***** DATA PROVIDED *****

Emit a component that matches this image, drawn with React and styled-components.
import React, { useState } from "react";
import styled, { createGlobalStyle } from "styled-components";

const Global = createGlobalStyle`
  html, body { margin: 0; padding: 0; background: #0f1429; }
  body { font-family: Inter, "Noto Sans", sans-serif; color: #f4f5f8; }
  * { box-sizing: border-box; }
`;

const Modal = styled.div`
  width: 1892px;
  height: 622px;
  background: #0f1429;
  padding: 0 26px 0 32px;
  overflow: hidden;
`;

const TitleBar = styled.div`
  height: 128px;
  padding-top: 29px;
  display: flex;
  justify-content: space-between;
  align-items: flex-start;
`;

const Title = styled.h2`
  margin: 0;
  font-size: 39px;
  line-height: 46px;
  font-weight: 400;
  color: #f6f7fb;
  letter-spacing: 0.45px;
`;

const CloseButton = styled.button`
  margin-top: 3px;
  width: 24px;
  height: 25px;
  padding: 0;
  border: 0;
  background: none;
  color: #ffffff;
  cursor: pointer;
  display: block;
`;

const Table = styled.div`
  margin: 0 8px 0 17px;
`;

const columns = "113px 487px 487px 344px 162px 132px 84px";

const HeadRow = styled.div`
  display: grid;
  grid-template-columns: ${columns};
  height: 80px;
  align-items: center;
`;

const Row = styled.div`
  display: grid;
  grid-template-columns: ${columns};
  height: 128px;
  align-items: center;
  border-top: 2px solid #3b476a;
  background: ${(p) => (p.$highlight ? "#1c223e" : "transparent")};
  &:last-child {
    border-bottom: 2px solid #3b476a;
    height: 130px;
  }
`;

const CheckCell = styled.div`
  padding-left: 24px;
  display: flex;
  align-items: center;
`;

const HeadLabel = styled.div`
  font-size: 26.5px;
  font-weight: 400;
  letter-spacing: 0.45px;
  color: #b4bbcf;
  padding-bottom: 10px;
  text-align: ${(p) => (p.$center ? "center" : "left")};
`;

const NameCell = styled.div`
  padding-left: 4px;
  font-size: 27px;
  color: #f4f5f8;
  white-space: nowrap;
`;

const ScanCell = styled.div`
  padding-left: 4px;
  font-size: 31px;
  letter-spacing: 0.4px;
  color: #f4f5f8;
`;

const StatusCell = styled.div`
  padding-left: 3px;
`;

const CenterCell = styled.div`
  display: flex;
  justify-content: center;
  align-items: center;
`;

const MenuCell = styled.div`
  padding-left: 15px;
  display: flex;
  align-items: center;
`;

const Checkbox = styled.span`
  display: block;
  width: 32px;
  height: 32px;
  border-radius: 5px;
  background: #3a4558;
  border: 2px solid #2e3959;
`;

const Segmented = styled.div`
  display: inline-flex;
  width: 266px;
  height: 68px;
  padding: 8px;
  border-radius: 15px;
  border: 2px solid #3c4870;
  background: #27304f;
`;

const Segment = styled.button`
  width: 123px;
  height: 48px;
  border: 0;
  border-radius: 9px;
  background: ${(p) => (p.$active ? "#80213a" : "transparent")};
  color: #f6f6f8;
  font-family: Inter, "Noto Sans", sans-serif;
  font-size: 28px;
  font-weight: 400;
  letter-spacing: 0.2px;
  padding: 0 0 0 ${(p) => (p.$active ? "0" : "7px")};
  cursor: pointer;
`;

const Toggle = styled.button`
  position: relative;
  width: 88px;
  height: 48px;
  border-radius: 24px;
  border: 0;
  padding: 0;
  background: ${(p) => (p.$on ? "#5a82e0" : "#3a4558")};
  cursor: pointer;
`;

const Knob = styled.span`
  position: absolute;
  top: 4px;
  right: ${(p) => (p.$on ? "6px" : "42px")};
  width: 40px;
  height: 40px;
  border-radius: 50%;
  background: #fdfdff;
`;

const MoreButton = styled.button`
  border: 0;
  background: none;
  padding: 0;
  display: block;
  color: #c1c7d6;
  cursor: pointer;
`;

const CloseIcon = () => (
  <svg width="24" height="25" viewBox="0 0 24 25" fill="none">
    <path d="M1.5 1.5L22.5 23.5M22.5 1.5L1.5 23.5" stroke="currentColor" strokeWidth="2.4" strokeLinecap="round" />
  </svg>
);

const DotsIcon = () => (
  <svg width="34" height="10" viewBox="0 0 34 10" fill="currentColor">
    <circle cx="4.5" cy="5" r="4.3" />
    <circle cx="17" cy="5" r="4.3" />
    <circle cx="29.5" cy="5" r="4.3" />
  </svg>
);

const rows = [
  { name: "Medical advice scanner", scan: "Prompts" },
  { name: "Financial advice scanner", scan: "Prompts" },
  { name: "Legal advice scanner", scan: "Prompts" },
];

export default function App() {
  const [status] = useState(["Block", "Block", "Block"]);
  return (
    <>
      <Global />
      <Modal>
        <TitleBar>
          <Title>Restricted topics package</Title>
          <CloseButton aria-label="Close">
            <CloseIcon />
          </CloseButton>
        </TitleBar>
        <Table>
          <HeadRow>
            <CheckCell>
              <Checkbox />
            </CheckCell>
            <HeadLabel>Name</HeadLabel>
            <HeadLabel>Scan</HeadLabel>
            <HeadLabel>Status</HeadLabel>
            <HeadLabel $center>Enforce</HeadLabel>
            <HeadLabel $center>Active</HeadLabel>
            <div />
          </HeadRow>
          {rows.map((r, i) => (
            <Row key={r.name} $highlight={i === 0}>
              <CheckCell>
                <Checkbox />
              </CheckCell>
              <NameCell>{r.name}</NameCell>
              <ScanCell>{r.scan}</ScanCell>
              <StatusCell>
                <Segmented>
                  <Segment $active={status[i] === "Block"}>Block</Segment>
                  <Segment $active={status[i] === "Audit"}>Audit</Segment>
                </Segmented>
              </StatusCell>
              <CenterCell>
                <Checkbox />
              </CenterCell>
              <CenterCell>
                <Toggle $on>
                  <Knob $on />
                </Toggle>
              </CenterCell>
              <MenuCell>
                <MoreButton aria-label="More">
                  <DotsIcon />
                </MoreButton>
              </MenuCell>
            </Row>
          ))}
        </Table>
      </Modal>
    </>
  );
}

*****

WORK TO BE COMPLETED: Working from the material above, retype it in its entirety without change.

OUTPUT BELOW:
Emit a component that matches this image, drawn with React and styled-components.
import React, { useState } from "react";
import styled, { createGlobalStyle } from "styled-components";

const Global = createGlobalStyle`
  html, body { margin: 0; padding: 0; background: #0f1429; }
  body { font-family: Inter, "Noto Sans", sans-serif; color: #f4f5f8; }
  * { box-sizing: border-box; }
`;

const Modal = styled.div`
  width: 1892px;
  height: 622px;
  background: #0f1429;
  padding: 0 26px 0 32px;
  overflow: hidden;
`;

const TitleBar = styled.div`
  height: 128px;
  padding-top: 29px;
  display: flex;
  justify-content: space-between;
  align-items: flex-start;
`;

const Title = styled.h2`
  margin: 0;
  font-size: 39px;
  line-height: 46px;
  font-weight: 400;
  color: #f6f7fb;
  letter-spacing: 0.45px;
`;

const CloseButton = styled.button`
  margin-top: 3px;
  width: 24px;
  height: 25px;
  padding: 0;
  border: 0;
  background: none;
  color: #ffffff;
  cursor: pointer;
  display: block;
`;

const Table = styled.div`
  margin: 0 8px 0 17px;
`;

const columns = "113px 487px 487px 344px 162px 132px 84px";

const HeadRow = styled.div`
  display: grid;
  grid-template-columns: ${columns};
  height: 80px;
  align-items: center;
`;

const Row = styled.div`
  display: grid;
  grid-template-columns: ${columns};
  height: 128px;
  align-items: center;
  border-top: 2px solid #3b476a;
  background: ${(p) => (p.$highlight ? "#1c223e" : "transparent")};
  &:last-child {
    border-bottom: 2px solid #3b476a;
    height: 130px;
  }
`;

const CheckCell = styled.div`
  padding-left: 24px;
  display: flex;
  align-items: center;
`;

const HeadLabel = styled.div`
  font-size: 26.5px;
  font-weight: 400;
  letter-spacing: 0.45px;
  color: #b4bbcf;
  padding-bottom: 10px;
  text-align: ${(p) => (p.$center ? "center" : "left")};
`;

const NameCell = styled.div`
  padding-left: 4px;
  font-size: 27px;
  color: #f4f5f8;
  white-space: nowrap;
`;

const ScanCell = styled.div`
  padding-left: 4px;
  font-size: 31px;
  letter-spacing: 0.4px;
  color: #f4f5f8;
`;

const StatusCell = styled.div`
  padding-left: 3px;
`;

const CenterCell = styled.div`
  display: flex;
  justify-content: center;
  align-items: center;
`;

const MenuCell = styled.div`
  padding-left: 15px;
  display: flex;
  align-items: center;
`;

const Checkbox = styled.span`
  display: block;
  width: 32px;
  height: 32px;
  border-radius: 5px;
  background: #3a4558;
  border: 2px solid #2e3959;
`;

const Segmented = styled.div`
  display: inline-flex;
  width: 266px;
  height: 68px;
  padding: 8px;
  border-radius: 15px;
  border: 2px solid #3c4870;
  background: #27304f;
`;

const Segment = styled.button`
  width: 123px;
  height: 48px;
  border: 0;
  border-radius: 9px;
  background: ${(p) => (p.$active ? "#80213a" : "transparent")};
  color: #f6f6f8;
  font-family: Inter, "Noto Sans", sans-serif;
  font-size: 28px;
  font-weight: 400;
  letter-spacing: 0.2px;
  padding: 0 0 0 ${(p) => (p.$active ? "0" : "7px")};
  cursor: pointer;
`;

const Toggle = styled.button`
  position: relative;
  width: 88px;
  height: 48px;
  border-radius: 24px;
  border: 0;
  padding: 0;
  background: ${(p) => (p.$on ? "#5a82e0" : "#3a4558")};
  cursor: pointer;
`;

const Knob = styled.span`
  position: absolute;
  top: 4px;
  right: ${(p) => (p.$on ? "6px" : "42px")};
  width: 40px;
  height: 40px;
  border-radius: 50%;
  background: #fdfdff;
`;

const MoreButton = styled.button`
  border: 0;
  background: none;
  padding: 0;
  display: block;
  color: #c1c7d6;
  cursor: pointer;
`;

const CloseIcon = () => (
  <svg width="24" height="25" viewBox="0 0 24 25" fill="none">
    <path d="M1.5 1.5L22.5 23.5M22.5 1.5L1.5 23.5" stroke="currentColor" strokeWidth="2.4" strokeLinecap="round" />
  </svg>
);

const DotsIcon = () => (
  <svg width="34" height="10" viewBox="0 0 34 10" fill="currentColor">
    <circle cx="4.5" cy="5" r="4.3" />
    <circle cx="17" cy="5" r="4.3" />
    <circle cx="29.5" cy="5" r="4.3" />
  </svg>
);

const rows = [
  { name: "Medical advice scanner", scan: "Prompts" },
  { name: "Financial advice scanner", scan: "Prompts" },
  { name: "Legal advice scanner", scan: "Prompts" },
];

export default function App() {
  const [status] = useState(["Block", "Block", "Block"]);
  return (
    <>
      <Global />
      <Modal>
        <TitleBar>
          <Title>Restricted topics package</Title>
          <CloseButton aria-label="Close">
            <CloseIcon />
          </CloseButton>
        </TitleBar>
        <Table>
          <HeadRow>
            <CheckCell>
              <Checkbox />
            </CheckCell>
            <HeadLabel>Name</HeadLabel>
            <HeadLabel>Scan</HeadLabel>
            <HeadLabel>Status</HeadLabel>
            <HeadLabel $center>Enforce</HeadLabel>
            <HeadLabel $center>Active</HeadLabel>
            <div />
          </HeadRow>
          {rows.map((r, i) => (
            <Row key={r.name} $highlight={i === 0}>
              <CheckCell>
                <Checkbox />
              </CheckCell>
              <NameCell>{r.name}</NameCell>
              <ScanCell>{r.scan}</ScanCell>
              <StatusCell>
                <Segmented>
                  <Segment $active={status[i] === "Block"}>Block</Segment>
                  <Segment $active={status[i] === "Audit"}>Audit</Segment>
                </Segmented>
              </StatusCell>
              <CenterCell>
                <Checkbox />
              </CenterCell>
              <CenterCell>
                <Toggle $on>
                  <Knob $on />
                </Toggle>
              </CenterCell>
              <MenuCell>
                <MoreButton aria-label="More">
                  <DotsIcon />
                </MoreButton>
              </MenuCell>
            </Row>
          ))}
        </Table>
      </Modal>
    </>
  );
}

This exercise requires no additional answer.